## [GIVEN REQUEST]
Identify all lines in the data containing the string "with". Copy them out.

## [EXERCISE INPUTS]
>> Begin
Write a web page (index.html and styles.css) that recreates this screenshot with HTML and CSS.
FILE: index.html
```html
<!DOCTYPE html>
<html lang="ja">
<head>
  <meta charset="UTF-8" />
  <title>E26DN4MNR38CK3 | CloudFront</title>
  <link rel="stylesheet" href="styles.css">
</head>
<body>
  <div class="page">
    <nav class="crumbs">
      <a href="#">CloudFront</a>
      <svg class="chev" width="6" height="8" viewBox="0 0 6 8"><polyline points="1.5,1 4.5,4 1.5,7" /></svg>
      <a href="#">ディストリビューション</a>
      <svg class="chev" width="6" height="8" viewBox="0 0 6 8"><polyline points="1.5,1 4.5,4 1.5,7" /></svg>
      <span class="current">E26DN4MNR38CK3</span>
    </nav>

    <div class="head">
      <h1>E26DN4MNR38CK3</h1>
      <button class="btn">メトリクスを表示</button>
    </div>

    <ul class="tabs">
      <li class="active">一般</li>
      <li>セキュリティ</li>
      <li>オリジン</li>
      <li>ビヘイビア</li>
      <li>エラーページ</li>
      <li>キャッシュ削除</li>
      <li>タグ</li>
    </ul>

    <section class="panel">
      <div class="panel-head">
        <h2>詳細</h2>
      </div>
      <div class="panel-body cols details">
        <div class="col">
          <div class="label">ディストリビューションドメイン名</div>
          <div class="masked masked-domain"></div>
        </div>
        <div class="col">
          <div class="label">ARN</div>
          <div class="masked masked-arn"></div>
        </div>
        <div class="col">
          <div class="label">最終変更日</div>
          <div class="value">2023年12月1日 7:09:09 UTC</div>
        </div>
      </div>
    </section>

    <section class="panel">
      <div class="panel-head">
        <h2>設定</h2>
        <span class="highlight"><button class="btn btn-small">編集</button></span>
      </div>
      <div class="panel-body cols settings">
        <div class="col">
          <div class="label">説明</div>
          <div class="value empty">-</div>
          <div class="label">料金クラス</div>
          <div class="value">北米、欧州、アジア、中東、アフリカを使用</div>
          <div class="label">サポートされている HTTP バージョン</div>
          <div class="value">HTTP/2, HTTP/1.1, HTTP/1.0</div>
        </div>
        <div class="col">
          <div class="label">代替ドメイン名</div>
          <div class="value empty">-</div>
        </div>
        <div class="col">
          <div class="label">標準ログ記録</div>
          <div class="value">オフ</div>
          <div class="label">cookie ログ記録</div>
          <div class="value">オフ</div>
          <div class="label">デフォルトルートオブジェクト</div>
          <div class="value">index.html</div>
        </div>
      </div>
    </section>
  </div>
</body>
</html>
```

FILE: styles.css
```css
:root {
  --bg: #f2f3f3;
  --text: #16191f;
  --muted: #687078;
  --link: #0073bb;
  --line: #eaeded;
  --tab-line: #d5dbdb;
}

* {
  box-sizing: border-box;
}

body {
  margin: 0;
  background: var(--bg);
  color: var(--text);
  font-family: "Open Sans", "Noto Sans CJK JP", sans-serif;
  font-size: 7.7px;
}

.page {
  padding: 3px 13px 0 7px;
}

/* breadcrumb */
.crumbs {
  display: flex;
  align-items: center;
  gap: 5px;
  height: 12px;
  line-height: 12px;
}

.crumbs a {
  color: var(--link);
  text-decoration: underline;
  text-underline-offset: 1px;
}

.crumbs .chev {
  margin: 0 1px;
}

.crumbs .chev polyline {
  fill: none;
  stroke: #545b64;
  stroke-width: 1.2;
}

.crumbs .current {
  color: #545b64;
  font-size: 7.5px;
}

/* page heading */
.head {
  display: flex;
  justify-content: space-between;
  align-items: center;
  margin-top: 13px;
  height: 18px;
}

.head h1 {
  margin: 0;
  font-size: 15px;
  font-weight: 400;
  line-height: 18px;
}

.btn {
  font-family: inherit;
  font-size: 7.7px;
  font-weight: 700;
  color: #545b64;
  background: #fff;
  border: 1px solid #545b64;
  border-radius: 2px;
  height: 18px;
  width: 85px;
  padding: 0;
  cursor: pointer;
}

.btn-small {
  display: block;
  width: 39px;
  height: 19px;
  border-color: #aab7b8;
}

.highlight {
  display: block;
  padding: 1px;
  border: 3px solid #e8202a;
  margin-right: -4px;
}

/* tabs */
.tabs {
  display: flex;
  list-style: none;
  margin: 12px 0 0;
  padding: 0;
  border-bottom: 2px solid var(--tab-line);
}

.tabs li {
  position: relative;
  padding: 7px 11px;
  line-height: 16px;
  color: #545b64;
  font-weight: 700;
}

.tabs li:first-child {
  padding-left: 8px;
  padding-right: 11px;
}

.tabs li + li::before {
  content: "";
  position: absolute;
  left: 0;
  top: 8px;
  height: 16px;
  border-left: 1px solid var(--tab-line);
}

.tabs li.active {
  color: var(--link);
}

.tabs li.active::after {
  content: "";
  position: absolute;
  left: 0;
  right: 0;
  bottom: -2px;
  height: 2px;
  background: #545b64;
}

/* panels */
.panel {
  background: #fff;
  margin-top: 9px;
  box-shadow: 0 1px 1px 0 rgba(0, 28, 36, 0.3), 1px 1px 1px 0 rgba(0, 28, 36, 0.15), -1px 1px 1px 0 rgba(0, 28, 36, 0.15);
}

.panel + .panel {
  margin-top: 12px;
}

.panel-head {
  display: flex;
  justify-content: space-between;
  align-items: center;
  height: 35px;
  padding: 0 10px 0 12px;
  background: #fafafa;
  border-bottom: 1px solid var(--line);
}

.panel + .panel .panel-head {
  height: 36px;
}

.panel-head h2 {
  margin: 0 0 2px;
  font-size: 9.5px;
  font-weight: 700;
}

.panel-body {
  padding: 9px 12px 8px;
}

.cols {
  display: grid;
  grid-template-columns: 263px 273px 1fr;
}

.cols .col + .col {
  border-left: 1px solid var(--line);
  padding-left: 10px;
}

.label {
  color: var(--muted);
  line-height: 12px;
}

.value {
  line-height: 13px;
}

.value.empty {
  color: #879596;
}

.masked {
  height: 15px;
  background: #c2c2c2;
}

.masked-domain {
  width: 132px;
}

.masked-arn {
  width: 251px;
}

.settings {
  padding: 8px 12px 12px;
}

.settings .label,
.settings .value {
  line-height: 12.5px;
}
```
>> End
>> Begin
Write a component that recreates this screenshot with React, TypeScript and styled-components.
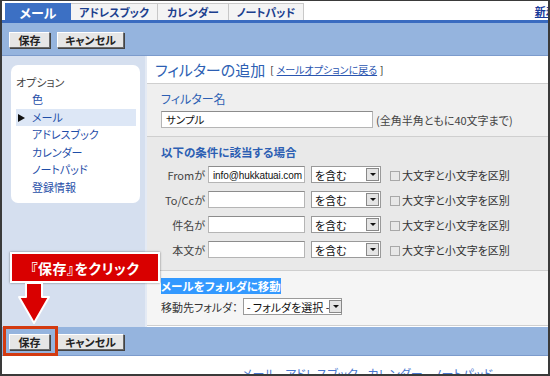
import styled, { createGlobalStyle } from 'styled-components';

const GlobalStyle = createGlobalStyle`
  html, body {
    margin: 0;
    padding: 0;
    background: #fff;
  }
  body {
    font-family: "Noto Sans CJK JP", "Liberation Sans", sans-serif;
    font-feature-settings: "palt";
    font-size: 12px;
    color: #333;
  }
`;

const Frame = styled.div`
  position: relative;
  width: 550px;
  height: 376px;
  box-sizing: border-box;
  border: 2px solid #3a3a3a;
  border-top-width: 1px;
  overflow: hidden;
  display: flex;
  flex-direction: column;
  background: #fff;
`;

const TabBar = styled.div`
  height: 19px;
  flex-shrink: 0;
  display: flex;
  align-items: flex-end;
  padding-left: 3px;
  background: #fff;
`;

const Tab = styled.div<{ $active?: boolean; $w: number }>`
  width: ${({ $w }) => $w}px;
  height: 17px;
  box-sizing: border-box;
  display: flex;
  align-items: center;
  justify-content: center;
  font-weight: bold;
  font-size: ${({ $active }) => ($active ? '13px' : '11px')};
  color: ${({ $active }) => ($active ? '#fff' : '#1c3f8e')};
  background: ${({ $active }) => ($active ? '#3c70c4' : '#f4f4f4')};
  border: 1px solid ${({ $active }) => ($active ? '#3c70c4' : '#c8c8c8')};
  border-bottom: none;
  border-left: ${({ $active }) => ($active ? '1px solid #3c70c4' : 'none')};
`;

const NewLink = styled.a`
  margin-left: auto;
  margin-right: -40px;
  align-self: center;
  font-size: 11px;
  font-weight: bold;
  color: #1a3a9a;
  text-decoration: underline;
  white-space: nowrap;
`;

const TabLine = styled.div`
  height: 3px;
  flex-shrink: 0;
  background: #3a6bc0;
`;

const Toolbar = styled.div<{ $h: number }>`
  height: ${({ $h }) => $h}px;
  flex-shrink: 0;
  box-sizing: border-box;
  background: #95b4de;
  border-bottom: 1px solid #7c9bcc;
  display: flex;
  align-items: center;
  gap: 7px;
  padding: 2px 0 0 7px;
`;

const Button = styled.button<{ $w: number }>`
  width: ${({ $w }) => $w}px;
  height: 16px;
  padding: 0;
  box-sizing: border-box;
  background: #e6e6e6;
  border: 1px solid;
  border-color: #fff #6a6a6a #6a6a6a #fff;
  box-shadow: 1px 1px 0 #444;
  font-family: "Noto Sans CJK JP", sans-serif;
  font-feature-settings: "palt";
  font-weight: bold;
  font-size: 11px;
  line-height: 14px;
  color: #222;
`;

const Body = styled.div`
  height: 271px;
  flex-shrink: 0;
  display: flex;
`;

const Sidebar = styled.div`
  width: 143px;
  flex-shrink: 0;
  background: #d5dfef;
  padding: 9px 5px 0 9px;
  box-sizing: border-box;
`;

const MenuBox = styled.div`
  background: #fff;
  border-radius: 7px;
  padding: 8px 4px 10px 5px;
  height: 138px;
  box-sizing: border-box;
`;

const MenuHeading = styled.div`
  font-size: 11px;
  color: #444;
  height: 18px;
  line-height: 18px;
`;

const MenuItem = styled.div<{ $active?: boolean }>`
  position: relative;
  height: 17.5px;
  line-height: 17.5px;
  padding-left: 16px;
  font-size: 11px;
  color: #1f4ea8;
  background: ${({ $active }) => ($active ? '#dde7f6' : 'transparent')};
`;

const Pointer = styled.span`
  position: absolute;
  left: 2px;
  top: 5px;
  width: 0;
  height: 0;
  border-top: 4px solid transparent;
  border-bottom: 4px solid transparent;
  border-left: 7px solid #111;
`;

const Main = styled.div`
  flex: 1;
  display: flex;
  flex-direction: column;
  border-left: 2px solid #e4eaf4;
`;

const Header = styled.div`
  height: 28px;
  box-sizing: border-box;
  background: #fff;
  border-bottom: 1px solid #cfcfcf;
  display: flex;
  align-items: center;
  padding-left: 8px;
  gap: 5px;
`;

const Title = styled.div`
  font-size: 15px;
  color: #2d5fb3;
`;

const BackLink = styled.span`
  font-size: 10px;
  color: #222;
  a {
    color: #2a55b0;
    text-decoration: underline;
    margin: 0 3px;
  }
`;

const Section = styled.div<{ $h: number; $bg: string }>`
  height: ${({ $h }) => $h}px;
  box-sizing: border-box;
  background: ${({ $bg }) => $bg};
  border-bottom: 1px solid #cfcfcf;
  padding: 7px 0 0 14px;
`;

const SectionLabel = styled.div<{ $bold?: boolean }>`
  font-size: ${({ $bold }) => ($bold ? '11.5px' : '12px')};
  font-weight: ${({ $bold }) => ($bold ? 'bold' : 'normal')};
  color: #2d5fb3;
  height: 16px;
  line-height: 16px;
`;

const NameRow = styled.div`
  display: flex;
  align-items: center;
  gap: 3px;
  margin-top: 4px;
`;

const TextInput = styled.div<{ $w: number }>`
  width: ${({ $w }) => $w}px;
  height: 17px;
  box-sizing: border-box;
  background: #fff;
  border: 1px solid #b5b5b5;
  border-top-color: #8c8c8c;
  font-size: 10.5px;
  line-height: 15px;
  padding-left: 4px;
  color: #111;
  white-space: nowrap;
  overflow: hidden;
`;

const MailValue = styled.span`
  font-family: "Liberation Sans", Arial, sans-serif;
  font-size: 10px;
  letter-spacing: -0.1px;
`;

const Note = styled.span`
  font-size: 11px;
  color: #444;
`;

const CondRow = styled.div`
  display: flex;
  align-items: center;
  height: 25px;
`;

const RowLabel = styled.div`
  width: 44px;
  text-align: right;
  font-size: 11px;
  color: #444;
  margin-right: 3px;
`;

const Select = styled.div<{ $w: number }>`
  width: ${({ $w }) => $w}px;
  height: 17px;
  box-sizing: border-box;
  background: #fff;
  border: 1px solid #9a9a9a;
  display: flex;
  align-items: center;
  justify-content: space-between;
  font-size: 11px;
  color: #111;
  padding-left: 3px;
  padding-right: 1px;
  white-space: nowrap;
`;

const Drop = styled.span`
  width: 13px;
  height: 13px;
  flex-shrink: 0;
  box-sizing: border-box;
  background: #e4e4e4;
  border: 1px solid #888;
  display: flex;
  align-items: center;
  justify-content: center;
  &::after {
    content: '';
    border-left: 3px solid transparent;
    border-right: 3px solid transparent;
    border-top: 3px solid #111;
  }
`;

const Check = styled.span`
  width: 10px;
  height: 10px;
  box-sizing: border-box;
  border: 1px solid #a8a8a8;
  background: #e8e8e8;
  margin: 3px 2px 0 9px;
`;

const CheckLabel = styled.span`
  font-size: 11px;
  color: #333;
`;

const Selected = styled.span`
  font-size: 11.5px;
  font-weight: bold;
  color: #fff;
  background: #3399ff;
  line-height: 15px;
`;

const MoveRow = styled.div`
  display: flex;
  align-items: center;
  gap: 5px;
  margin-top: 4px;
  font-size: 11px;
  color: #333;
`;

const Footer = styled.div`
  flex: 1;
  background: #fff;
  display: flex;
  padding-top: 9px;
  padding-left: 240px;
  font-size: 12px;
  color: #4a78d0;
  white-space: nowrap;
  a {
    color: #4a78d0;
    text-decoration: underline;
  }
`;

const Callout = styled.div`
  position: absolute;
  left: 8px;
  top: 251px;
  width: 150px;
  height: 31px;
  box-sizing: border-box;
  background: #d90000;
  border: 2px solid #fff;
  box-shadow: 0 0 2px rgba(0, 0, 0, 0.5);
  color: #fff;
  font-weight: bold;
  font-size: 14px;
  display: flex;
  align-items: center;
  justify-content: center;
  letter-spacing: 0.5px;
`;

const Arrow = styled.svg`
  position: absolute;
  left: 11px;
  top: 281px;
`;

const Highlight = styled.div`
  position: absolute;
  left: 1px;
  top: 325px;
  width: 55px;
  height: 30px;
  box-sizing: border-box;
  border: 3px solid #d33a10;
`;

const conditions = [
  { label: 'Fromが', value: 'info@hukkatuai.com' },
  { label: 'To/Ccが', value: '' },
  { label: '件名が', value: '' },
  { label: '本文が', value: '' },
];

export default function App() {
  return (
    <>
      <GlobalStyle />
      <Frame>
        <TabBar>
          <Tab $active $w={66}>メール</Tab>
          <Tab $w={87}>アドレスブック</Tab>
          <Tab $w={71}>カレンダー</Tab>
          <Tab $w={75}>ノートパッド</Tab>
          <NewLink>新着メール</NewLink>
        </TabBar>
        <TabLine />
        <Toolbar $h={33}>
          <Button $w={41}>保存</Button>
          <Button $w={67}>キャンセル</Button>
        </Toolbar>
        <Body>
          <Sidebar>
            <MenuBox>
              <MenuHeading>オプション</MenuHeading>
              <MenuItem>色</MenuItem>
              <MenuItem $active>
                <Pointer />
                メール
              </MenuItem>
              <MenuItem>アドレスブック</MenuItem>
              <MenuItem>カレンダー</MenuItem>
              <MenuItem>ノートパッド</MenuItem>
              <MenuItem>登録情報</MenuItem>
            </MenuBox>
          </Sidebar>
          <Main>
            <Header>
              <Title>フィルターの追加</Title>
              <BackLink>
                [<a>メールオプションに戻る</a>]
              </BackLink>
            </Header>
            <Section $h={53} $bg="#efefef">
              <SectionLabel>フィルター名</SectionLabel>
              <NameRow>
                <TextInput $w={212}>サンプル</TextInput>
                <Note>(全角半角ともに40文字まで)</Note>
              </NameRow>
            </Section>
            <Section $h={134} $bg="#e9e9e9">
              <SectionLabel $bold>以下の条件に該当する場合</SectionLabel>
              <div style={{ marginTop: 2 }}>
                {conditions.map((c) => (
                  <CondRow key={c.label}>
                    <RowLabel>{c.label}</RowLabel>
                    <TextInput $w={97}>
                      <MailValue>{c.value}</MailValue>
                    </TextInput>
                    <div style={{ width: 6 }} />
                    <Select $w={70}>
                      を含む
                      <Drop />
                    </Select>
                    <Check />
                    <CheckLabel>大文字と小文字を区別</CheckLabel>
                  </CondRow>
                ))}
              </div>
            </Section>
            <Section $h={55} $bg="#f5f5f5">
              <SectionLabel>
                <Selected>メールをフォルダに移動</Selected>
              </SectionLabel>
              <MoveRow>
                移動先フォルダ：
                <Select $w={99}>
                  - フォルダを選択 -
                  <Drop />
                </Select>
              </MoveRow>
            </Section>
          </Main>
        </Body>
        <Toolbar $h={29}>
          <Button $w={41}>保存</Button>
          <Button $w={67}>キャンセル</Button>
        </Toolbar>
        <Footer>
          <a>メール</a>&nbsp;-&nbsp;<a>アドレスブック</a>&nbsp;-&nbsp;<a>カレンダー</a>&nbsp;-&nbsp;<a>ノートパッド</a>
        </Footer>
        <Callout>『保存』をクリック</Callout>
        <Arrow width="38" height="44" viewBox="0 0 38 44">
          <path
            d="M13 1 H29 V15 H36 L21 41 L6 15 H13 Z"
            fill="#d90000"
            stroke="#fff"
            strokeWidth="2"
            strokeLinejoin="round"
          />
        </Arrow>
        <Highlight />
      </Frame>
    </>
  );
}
>> End
## [RIGHT ANSWER]
Write a web page (index.html and styles.css) that recreates this screenshot with HTML and CSS.
Write a component that recreates this screenshot with React, TypeScript and styled-components.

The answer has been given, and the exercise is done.